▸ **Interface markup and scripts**
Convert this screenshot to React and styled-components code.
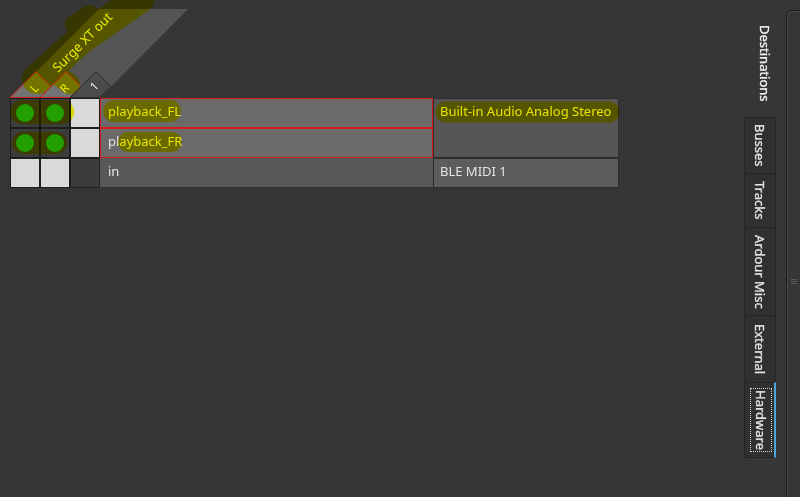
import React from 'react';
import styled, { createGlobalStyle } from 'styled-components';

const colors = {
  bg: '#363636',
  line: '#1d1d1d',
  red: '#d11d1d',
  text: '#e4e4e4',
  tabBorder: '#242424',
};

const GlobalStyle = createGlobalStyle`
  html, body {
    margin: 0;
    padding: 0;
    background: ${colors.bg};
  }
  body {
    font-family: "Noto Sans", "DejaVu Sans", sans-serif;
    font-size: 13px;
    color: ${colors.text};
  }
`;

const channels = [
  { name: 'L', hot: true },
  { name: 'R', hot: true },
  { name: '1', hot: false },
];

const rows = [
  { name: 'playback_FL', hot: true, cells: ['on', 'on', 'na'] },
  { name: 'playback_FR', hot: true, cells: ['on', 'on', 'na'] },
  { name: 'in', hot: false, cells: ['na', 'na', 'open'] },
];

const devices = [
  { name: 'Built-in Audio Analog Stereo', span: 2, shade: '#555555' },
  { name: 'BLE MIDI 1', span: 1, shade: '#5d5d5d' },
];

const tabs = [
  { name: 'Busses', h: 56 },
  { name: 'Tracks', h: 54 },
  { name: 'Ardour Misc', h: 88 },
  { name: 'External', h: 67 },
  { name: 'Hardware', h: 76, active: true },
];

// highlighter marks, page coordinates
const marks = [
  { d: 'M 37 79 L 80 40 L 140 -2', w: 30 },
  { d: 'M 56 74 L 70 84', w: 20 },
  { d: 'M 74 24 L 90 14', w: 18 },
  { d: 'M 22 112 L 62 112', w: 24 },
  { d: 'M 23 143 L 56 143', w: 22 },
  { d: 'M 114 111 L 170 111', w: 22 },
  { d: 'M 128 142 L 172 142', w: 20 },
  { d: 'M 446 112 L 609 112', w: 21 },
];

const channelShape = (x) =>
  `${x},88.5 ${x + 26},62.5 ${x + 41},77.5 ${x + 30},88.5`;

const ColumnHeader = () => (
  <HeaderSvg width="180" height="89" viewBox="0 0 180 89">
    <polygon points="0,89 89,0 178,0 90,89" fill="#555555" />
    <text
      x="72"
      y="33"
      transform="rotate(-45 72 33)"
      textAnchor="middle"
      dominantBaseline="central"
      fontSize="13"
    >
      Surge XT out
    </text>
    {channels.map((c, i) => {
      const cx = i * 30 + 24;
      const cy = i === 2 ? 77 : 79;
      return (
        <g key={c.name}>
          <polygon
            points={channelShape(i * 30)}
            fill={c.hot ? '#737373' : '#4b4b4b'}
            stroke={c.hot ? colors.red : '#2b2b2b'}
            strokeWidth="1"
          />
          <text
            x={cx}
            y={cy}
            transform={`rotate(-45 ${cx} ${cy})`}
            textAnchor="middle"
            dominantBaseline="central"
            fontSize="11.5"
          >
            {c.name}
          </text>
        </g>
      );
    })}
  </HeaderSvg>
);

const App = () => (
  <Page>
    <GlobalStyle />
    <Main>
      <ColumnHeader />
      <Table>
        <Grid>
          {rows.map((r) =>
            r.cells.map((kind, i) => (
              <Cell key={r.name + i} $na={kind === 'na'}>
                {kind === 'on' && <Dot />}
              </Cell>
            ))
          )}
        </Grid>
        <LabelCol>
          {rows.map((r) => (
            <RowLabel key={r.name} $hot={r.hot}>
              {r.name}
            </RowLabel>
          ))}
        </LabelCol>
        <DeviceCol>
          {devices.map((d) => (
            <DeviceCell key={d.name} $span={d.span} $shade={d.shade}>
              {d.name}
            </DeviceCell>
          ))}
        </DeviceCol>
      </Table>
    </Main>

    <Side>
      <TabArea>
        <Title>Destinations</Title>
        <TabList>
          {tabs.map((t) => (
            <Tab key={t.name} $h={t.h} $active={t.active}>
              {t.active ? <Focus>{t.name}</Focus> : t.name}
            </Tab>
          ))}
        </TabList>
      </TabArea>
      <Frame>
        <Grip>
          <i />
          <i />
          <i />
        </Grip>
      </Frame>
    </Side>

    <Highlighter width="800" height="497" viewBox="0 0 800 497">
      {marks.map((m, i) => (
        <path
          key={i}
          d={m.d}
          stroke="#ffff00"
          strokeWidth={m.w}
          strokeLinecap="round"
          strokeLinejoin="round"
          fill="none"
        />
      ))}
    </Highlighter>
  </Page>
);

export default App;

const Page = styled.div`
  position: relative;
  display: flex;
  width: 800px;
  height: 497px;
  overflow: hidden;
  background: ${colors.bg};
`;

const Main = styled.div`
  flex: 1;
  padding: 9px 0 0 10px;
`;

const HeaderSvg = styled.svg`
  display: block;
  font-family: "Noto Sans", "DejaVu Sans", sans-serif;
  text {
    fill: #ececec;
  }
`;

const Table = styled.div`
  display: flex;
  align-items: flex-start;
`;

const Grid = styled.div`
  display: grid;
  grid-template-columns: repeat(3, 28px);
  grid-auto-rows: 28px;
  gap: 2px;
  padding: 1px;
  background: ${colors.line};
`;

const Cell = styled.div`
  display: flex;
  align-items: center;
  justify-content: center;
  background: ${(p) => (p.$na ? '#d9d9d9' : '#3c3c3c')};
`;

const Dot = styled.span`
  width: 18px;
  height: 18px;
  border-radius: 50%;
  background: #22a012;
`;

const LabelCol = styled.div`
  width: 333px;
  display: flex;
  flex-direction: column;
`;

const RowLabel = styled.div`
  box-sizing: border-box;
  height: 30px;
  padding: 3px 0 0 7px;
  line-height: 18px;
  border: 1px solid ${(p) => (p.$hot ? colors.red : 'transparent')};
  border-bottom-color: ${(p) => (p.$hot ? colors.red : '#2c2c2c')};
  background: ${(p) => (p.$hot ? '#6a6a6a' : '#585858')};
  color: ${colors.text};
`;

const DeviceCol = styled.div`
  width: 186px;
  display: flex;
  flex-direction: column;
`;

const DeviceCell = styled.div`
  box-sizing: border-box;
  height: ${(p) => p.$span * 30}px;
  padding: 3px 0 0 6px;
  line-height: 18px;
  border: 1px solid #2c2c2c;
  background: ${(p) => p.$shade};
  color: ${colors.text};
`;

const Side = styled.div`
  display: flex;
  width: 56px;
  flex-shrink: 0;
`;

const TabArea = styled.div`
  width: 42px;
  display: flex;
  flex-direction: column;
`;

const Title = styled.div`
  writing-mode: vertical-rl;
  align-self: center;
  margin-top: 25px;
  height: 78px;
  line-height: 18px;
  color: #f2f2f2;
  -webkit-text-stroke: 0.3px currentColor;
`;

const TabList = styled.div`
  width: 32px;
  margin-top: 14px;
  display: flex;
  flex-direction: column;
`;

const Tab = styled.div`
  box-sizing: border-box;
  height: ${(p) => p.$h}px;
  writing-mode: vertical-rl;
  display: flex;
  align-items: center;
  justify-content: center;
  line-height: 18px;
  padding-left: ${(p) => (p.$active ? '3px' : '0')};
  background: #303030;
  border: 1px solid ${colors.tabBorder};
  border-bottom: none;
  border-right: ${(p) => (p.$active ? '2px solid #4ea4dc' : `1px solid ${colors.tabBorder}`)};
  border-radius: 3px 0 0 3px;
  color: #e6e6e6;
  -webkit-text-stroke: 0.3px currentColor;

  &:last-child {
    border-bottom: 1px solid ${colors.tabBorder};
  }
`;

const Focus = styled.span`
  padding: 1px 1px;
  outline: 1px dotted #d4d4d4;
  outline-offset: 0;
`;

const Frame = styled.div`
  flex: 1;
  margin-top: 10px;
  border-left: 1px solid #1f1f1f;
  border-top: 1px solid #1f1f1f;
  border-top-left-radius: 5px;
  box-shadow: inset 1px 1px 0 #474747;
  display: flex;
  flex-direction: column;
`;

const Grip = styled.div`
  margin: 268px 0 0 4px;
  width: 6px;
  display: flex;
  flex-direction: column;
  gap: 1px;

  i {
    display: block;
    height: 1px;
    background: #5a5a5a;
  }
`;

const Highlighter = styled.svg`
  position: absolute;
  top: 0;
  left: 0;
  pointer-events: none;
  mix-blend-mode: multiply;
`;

...

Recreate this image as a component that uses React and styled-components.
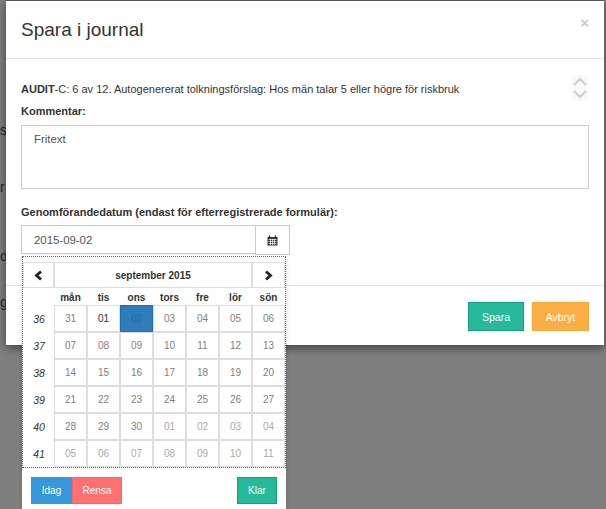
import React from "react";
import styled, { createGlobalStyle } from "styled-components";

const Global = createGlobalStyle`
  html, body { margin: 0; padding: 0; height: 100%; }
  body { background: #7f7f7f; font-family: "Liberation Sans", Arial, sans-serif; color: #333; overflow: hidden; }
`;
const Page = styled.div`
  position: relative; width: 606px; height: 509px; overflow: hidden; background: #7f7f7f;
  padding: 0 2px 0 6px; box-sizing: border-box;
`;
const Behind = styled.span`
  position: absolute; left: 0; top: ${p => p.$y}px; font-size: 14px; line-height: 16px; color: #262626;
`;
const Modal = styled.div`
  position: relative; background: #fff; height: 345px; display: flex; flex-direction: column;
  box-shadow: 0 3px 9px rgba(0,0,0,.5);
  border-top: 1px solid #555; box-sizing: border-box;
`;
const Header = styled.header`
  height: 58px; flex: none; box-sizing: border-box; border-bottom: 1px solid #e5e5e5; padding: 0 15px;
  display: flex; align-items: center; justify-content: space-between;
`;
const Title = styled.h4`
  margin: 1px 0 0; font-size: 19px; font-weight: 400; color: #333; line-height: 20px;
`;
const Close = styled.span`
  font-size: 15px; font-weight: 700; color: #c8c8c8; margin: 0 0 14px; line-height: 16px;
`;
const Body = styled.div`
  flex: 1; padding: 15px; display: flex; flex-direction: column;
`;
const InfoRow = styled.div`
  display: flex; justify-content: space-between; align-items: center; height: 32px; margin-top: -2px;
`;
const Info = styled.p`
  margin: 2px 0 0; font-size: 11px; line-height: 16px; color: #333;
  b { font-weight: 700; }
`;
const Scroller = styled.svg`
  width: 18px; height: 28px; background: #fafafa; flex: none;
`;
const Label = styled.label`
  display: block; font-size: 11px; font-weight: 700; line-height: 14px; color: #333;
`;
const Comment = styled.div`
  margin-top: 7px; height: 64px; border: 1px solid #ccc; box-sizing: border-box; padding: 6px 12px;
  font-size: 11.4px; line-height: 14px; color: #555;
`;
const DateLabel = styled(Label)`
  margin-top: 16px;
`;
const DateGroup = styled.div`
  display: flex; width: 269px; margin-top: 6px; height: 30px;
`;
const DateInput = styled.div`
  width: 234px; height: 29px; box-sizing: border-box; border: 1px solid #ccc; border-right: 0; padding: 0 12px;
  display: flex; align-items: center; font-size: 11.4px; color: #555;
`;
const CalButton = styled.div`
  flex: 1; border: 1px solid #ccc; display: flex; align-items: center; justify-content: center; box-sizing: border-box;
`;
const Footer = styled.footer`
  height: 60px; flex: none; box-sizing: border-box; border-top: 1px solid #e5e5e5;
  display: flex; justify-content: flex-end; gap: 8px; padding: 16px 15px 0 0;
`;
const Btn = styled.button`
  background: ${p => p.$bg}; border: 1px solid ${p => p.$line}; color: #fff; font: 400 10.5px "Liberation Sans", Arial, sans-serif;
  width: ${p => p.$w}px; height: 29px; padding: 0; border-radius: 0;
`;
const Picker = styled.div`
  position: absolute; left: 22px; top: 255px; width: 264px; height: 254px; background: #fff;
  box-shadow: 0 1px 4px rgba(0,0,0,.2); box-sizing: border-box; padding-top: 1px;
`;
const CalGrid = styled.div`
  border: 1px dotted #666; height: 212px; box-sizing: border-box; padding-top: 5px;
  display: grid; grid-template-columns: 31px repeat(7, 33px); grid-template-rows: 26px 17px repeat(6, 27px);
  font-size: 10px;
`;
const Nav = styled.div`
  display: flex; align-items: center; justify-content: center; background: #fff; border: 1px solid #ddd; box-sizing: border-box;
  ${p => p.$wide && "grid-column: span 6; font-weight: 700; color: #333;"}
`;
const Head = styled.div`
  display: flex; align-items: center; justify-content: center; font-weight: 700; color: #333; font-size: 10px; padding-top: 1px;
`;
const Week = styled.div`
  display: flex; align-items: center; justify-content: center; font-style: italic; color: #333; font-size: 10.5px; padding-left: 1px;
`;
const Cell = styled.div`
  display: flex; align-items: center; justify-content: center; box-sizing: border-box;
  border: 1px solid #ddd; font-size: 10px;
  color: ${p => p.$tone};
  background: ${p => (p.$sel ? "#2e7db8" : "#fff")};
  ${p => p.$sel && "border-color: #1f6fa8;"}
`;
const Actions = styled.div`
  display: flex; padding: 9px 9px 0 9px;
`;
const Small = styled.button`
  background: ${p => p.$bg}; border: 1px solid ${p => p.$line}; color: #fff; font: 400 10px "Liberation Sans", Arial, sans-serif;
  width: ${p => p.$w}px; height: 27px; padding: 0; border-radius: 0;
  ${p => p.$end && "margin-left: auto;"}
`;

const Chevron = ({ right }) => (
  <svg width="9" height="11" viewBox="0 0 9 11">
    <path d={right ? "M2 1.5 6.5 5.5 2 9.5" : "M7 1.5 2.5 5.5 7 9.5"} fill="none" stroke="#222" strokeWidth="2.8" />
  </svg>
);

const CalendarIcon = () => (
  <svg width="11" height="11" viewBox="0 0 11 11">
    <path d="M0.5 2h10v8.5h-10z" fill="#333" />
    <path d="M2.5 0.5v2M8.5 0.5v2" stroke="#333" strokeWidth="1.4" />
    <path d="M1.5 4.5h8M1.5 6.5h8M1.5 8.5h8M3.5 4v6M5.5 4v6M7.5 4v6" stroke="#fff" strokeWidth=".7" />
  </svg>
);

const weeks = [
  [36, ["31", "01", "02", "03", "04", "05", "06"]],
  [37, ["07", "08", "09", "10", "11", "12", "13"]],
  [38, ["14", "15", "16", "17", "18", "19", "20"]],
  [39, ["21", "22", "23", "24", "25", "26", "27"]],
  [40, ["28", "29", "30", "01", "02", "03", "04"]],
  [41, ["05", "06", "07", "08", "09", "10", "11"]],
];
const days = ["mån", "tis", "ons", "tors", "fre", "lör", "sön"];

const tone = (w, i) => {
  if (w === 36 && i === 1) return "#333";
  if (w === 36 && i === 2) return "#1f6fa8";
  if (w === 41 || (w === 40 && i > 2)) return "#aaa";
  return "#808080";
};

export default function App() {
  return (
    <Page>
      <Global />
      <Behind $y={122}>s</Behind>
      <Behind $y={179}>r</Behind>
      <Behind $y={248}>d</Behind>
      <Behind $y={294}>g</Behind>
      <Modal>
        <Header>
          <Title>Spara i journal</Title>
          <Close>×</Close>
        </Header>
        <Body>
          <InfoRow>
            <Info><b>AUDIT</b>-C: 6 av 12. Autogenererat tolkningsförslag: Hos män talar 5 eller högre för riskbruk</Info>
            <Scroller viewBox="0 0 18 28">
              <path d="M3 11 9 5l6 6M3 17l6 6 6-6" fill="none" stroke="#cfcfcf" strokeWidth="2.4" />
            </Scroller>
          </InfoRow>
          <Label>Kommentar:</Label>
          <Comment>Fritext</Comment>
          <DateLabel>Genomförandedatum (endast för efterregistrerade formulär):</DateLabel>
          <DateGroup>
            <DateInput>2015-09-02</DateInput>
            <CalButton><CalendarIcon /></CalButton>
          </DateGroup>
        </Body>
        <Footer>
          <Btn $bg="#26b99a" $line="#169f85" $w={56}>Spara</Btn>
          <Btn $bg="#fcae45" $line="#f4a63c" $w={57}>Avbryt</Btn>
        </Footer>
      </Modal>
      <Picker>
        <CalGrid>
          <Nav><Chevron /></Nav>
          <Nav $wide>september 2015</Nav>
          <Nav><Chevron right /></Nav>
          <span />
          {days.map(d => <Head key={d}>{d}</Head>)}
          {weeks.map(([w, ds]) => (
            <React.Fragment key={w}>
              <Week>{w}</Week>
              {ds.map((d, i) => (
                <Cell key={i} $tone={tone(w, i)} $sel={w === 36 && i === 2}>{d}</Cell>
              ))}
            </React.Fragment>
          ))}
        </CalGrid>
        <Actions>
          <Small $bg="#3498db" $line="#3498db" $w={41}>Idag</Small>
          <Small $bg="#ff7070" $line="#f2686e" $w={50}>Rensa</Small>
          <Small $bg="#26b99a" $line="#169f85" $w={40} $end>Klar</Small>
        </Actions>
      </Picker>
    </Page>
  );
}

▸ **DIRECTIVE**
Return from the data every line that holds "components".

▸ **SOLVED EXERCISE**
Convert this screenshot to React and styled-components code.
import styled, { createGlobalStyle } from 'styled-components';
Recreate this image as a component that uses React and styled-components.
import styled, { createGlobalStyle } from "styled-components";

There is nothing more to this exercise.